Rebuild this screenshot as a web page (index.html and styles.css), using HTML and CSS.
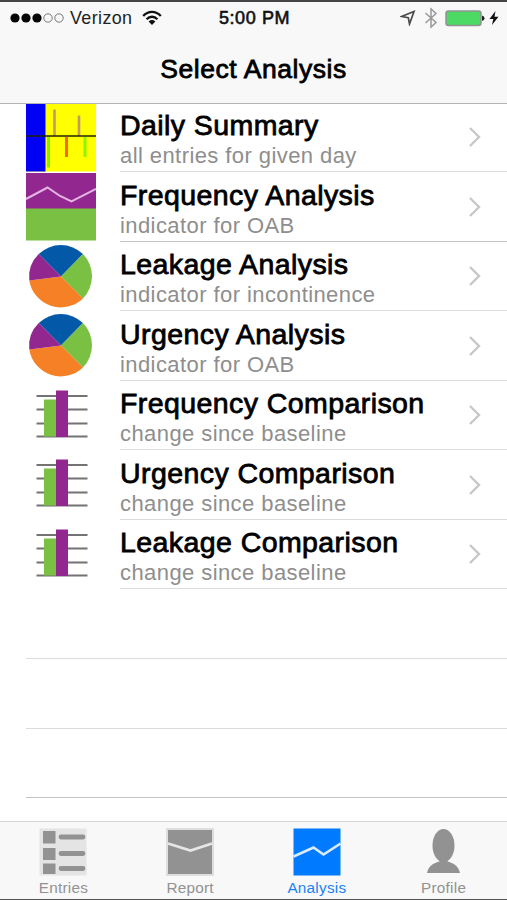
FILE: index.html
```
<!DOCTYPE html>
<html lang="en">
<head>
<meta charset="utf-8">
<title>Select Analysis</title>
<link rel="stylesheet" href="styles.css">
</head>
<body>
<svg class="defs" width="0" height="0">
  <symbol id="chevron" viewBox="0 0 14 22"><path d="M2 2L11 11L2 20" fill="none" stroke="#c7c7cb" stroke-width="2.4"/></symbol>
  <symbol id="daily" viewBox="0 0 70 70">
    <rect width="70" height="68.500" fill="#ff0"/><rect width="19.500" height="68.500" fill="#0000f5"/>
    <path d="M22.500 33V64.500" stroke="#7df000" stroke-width="3"/>
    <path d="M28.500 6.500V33M53 12.500V33" stroke="#c49a62" stroke-width="2.600"/>
    <path d="M40.500 34V54" stroke="#ff6500" stroke-width="3"/>
    <path d="M59 34V54" stroke="#8cf500" stroke-width="3"/>
    <path d="M0 33H70" stroke="#222208" stroke-width="1.600"/>
  </symbol>
  <symbol id="frequency" viewBox="0 0 70 70">
    <rect y="1" width="70" height="36" fill="#92278f"/><rect y="36.500" width="70" height="32" fill="#7ac143"/>
    <path d="M0 27L21.500 15.500L34 24L45.500 29.500L70 17" fill="none" stroke="#e3b5e2" stroke-width="2"/>
  </symbol>
  <symbol id="pie" viewBox="0 0 70 70">
    <path d="M35 34.500L12.700 12A32 32 0 0 1 57 12Z" fill="#0359a8"/>
    <path d="M35 34.500L57 12A32 32 0 0 1 57 56.500Z" fill="#7ac143"/>
    <path d="M35 34.500L57 56.500A32 32 0 0 1 3.300 38.500Z" fill="#f58025"/>
    <path d="M35 34.500L3.300 38.500A32 32 0 0 1 12.700 12Z" fill="#92278f"/>
  </symbol>
  <symbol id="bars" viewBox="0 0 70 70">
    <path d="M10.500 15H61.500M10.500 28.500H61.500M10.500 42.500H61.500M10.500 55.500H61.500" stroke="#737373" stroke-width="2.200"/>
    <rect x="18" y="18.500" width="12.500" height="37" fill="#7ac143"/><rect x="30" y="9.500" width="12" height="46.500" fill="#92278f"/>
  </symbol>
</svg>
<div class="screen">
  <header class="top">
    <div class="status">
      <div class="status-left">
        <svg class="signal" width="55" height="12" viewBox="0 0 55 12"><g fill="#050505"><circle cx="5" cy="6" r="4.600"/><circle cx="16" cy="6" r="4.600"/><circle cx="27" cy="6" r="4.600"/></g><g fill="none" stroke="#777"><circle cx="38" cy="6" r="4.200"/><circle cx="49" cy="6" r="4.200"/></g></svg>
        <span class="carrier">Verizon</span>
        <svg class="wifi" width="20" height="16" viewBox="0 0 20 16"><path d="M1.200 6C6.200 .5 13.800 .5 18.800 6M4.600 9.300C7.800 5.900 12.200 5.900 15.400 9.300" fill="none" stroke="#111" stroke-width="2.300"/><path d="M6.600 11.400Q10 8.500 13.400 11.400L10 15Z" fill="#111"/></svg>
      </div>
      <span class="time">5:00 PM</span>
      <div class="status-right">
        <svg width="16" height="16" viewBox="0 0 16 16"><path d="M1.500 6.500L14 1.500L9.500 14L8.300 7.700Z" fill="none" stroke="#4a4a4a" stroke-width="1.700"/></svg>
        <svg class="bluetooth" width="14" height="22" viewBox="0 0 14 22"><path d="M1.500 6L12 15.500L7 20V2L12 6.500L1.500 16" fill="none" stroke="#999" stroke-width="1.500"/></svg>
        <svg class="battery" width="40" height="17" viewBox="0 0 40 17"><rect x="1" y="1" width="35" height="14.500" rx="2.500" fill="#4cd964" stroke="#929292" stroke-width="1.500"/><path d="M37 5.500Q39.500 6 39.500 8.300T37 11Z" fill="#222"/></svg>
        <svg class="bolt" width="10" height="16" viewBox="0 0 10 16"><path d="M6.500 1L.5 9H4.300L3 15L9.500 6.800H5.500Z" fill="#111"/></svg>
      </div>
    </div>
    <h1 class="title">Select Analysis</h1>
  </header>
  <main class="list">
    <div class="row"><svg class="thumb"><use href="#daily"/></svg><div class="cell"><div><div class="name">Daily Summary</div><div class="detail">all entries for given day</div></div><svg class="chevron"><use href="#chevron"/></svg></div></div>
    <div class="row"><svg class="thumb"><use href="#frequency"/></svg><div class="cell strong"><div><div class="name">Frequency Analysis</div><div class="detail">indicator for OAB</div></div><svg class="chevron"><use href="#chevron"/></svg></div></div>
    <div class="row"><svg class="thumb"><use href="#pie"/></svg><div class="cell"><div><div class="name">Leakage Analysis</div><div class="detail">indicator for incontinence</div></div><svg class="chevron"><use href="#chevron"/></svg></div></div>
    <div class="row"><svg class="thumb"><use href="#pie"/></svg><div class="cell"><div><div class="name">Urgency Analysis</div><div class="detail">indicator for OAB</div></div><svg class="chevron"><use href="#chevron"/></svg></div></div>
    <div class="row"><svg class="thumb"><use href="#bars"/></svg><div class="cell"><div><div class="name">Frequency Comparison</div><div class="detail">change since baseline</div></div><svg class="chevron"><use href="#chevron"/></svg></div></div>
    <div class="row"><svg class="thumb"><use href="#bars"/></svg><div class="cell"><div><div class="name">Urgency Comparison</div><div class="detail">change since baseline</div></div><svg class="chevron"><use href="#chevron"/></svg></div></div>
    <div class="row"><svg class="thumb"><use href="#bars"/></svg><div class="cell"><div><div class="name">Leakage Comparison</div><div class="detail">change since baseline</div></div><svg class="chevron"><use href="#chevron"/></svg></div></div>
    <div class="row"><div class="cell"></div></div>
    <div class="row"><div class="cell"></div></div>
    <div class="row"><div class="cell strong"></div></div>
  </main>
  <nav class="tabs">
    <div class="tab"><svg width="48" height="48" viewBox="0 0 48 48"><rect x=".5" y=".5" width="47" height="47" fill="#e4e4e4"/><path d="M4 3H16.500V15.500H4ZM4 20H16.500V32H4ZM4 35.500H16.500V46H4Z" fill="#929292"/><path d="M22 9H44M22 25.500H44M22 40.500H44" stroke="#929292" stroke-width="4.800" stroke-linecap="round"/></svg><span>Entries</span></div>
    <div class="tab"><svg width="48" height="48" viewBox="0 0 48 48"><rect x="1" y="1" width="46" height="46" fill="#929292" stroke="#dedede" stroke-width="2"/><path d="M2 15.500L24.500 22.500L46 15.500" fill="none" stroke="#e6e6e6" stroke-width="2.800"/></svg><span>Report</span></div>
    <div class="tab active"><svg width="48" height="48" viewBox="0 0 48 48"><rect x=".5" y=".5" width="47" height="47" fill="#007aff"/><path d="M.5 28.500L20.500 19.500L30.500 26.500L47.500 15.500" fill="none" stroke="#d9ecff" stroke-width="2.600"/></svg><span>Analysis</span></div>
    <div class="tab"><svg width="48" height="48" viewBox="0 0 48 48"><ellipse cx="23.500" cy="17.500" rx="11" ry="16.500" fill="#929292"/><path d="M7 45C8.500 37.500 14 35 19.500 33.500V31H27.500V33.500C33 35 38.500 37.500 40 45Z" fill="#929292"/></svg><span>Profile</span></div>
  </nav>
</div>
</body>
</html>
```

FILE: styles.css
```
* { box-sizing: border-box; }
body { margin: 0; background: #fff; font-family: "Liberation Sans", Arial, sans-serif; }
svg { display: block; flex: none; }
.defs { position: absolute; }
.screen { display: flex; flex-direction: column; width: 507px; height: 900px; overflow: hidden; border-top: 2px solid #444; border-bottom: 1.500px solid #555; }
.top { flex: none; height: 102px; background: #f8f8f8; border-bottom: 1.500px solid #b4b4b6; z-index: 1; }
.status { display: grid; grid-template-columns: 1fr auto 1fr; align-items: center; height: 32px; padding: 0 8px 0 10px; font-size: 18px; }
.status-left, .status-right { display: flex; align-items: center; }
.carrier { margin-left: 5px; font-size: 17.900px; letter-spacing: .4px; color: #222; }
.wifi { margin-left: 10px; }
.time { color: #111; letter-spacing: .6px; -webkit-text-stroke: .6px #111; }
.status-right { justify-content: flex-end; }
.bluetooth { margin-left: 8px; }
.battery { margin-left: 7px; }
.bolt { margin-left: 4px; }
.title { margin: 19px 0 0; text-align: center; font-size: 26.500px; line-height: 32px; font-weight: 400; letter-spacing: .55px; -webkit-text-stroke: .8px #000; }
.list { flex: 1; min-height: 0; margin-top: -1.400px; background: #fff; }
.row { display: flex; height: 69.550px; padding-left: 26px; }
.thumb { width: 70px; height: 70px; margin-right: 24px; }
.cell { display: flex; flex: 1; justify-content: space-between; padding: 6.500px 25px 0 0; border-bottom: 1.500px solid #dcdcde; }
.strong { border-bottom-color: #c4c4c6; }
.name { font-size: 28.500px; line-height: 32px; letter-spacing: .42px; color: #000; -webkit-text-stroke: .8px #000; white-space: nowrap; }
.detail { margin-top: 3px; font-size: 22px; line-height: 24px; letter-spacing: .42px; color: #8e8e8e; white-space: nowrap; }
.chevron { width: 14px; height: 22px; margin-top: 17px; }
.tabs { flex: none; display: grid; grid-template-columns: repeat(4, 1fr); height: 78px; background: #f8f8f8; border-top: 1.500px solid #d4d4d5; z-index: 1; }
.tab { display: flex; flex-direction: column; align-items: center; padding-top: 6px; color: #929292; font-size: 15.300px; line-height: 18px; letter-spacing: .25px; }
.tab span { margin-top: 3px; }
.active { color: #1a82f5; }
```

> **Exercise**: Identify and extract each line of the listing that contains "html".

> **Final result**:
Rebuild this screenshot as a web page (index.html and styles.css), using HTML and CSS.
FILE: index.html
<!DOCTYPE html>
<html lang="en">
</html>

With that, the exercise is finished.